Passamos a vida usando máscaras. Trocamos de máscara várias vezes ao dia, milhões de vezes ao longo de uma vida. Não é fingimento, mas papéis que precisamos desempenhar ainda que não estejamos com vontade, passes para transitar no mundo e fazer nossas conquistas pessoais. Na reunião de trabalho usamos a máscara da mulher provedora. Se a demanda for pela mãe afetiva, ajudamos o filhote com o dever da escola, ou ralhamos com ele para que tome seu leite pela manhã, ou o deixamos no curso de inglês. Em algum momento chega a hora de dar vida à mulher que precisa manter a forma apesar de tudo: na academia de ginástica, ioga, pilatis ou seja lá o que for. Se houver marido, há o momento esposa, cafuné num pescoço cansado, ouvir novidades ou queixumes, falar se houver oportunidade. Se a vida estiver saudável, invariavelmente entra em cena a mulher fatal, em nome de suas próprias demandas e desejos e/ou para manter acesa a chama de uma relação. Se há um namorado, o papel tem outras nuances, mas permanece a necessidade de colocar na linha de frente a mulher atraente, desejável. As máscaras servem para mostrar o melhor de nós, dependendo da necessidade. Mas e o pior de cada um de nós, pra onde vai?
O pior, de preferência, só a gente conhece. E transparece, às vezes, sem querer, em pequenos delitos diários, no trânsito, em pensamentos e desejos mórbidos que nos tomam de assalto, durante brigas em que perdemos o controle, diante do terapeuta que desvenda nosso lado inconfessável. Certo dia aluguei na locadora a série Dexter, produção norte-americana indicada por uma amiga jornalista aficionada por séries televisivas. Alguns episódios depois, fui arrebatada pela história de um serial killer cheio de métodos cruéis e sanguinários, que durante o dia usa a máscara do perito em sangue que trabalha para a polícia de Miami, é um namorado atencioso, um irmão carinhoso. Sua história de vida tão surpreendente e triste e sua predileção por aniquilar apenas pessoas más, que “merecem morrer”, nos comovem ao mesmo tempo em que horrorizam. De alguma forma, Dexter nos põe em contato com um instinto natural de todos nós: fazer justiça com as próprias mãos, eliminando da terra as pessoas que não consideramos merecedoras de um lugar nessa terra.

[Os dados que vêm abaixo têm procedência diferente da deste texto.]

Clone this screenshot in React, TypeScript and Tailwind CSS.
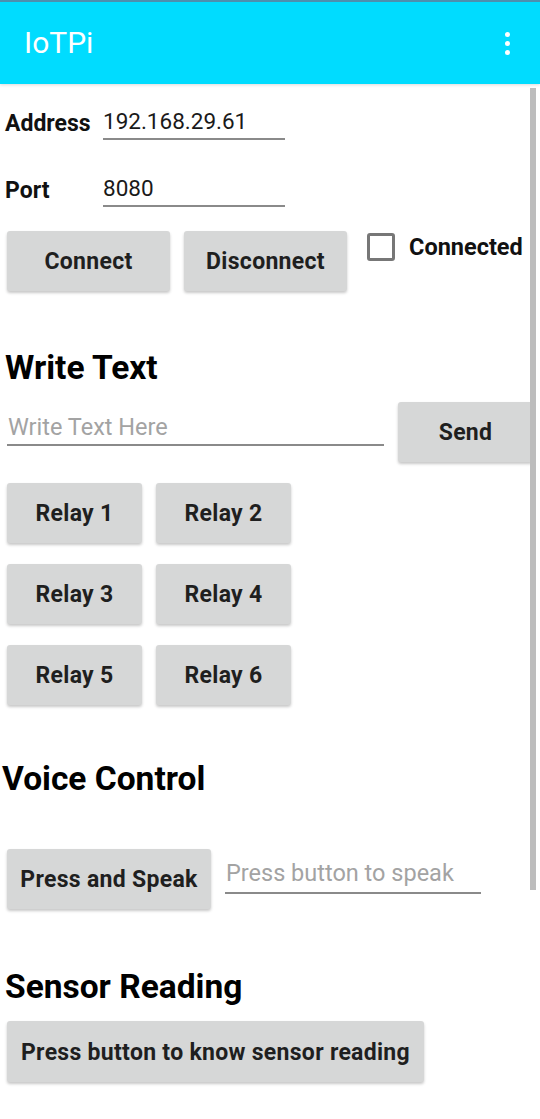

Dexter personifica o ser humano maltratado pelo destino, que parece ter adquirido o direito de viver – ainda que silenciosamente – sua persona cruel e oculta, e ser aceito. Mas ele é aceito, assim, com seu lado sombrio, não pelos que o rodeiam, claro – que não conhecem sua verdadeira identidade – mas pelo telespectador que o assiste e o conhece verdadeiramente. Um justiceiro que comove porque carrega consigo um trauma de infância de proporções inenarráveis. Passei os primeiros 12 episódios da série dividida entre a simpatia e o horror. E chego à conclusão de que Dexter toca porque também nós somos animais domesticados, contidos numa espécie de rotina que nos controla e evita que nos deixemos levar por um imenso potencial para o delito. Guardadas as devidas proporções, claro.
Somos seres humanos que bailam a dança da aceitação, tentando ser amados e aceitos, o tempo todo: nas nossas carreiras, pelos nossos parceiros, filhos, parentes, amigos. Lutamos incessantemente, usando nossas máscaras para ter um lugar no mundo. Buscamos rótulos e mais rótulos para obter aprovação: a filha estudiosa, a pessoa honesta, a profissional dedicada, a mãe protetora, a namorada sexy, a patroa compreensiva. Nossos desejos de chutar o balde nos confundem e precisam ser reprimidos, controlados, escondidos em caixinhas que guardamos em compartimentos bem disfarçados. Mexemos neles de vez em quando, mas aprendemos a reprimi-los cuidadosamente, através da terapia, da meditação, da ioga, e por aí vai. Volta e meia, explodimos sem saber bem porque, culpamos a TPM, o trabalho, o stress, a fechada no trânsito, a noite mal dormida, a doença de um parente, a fila do supermercado.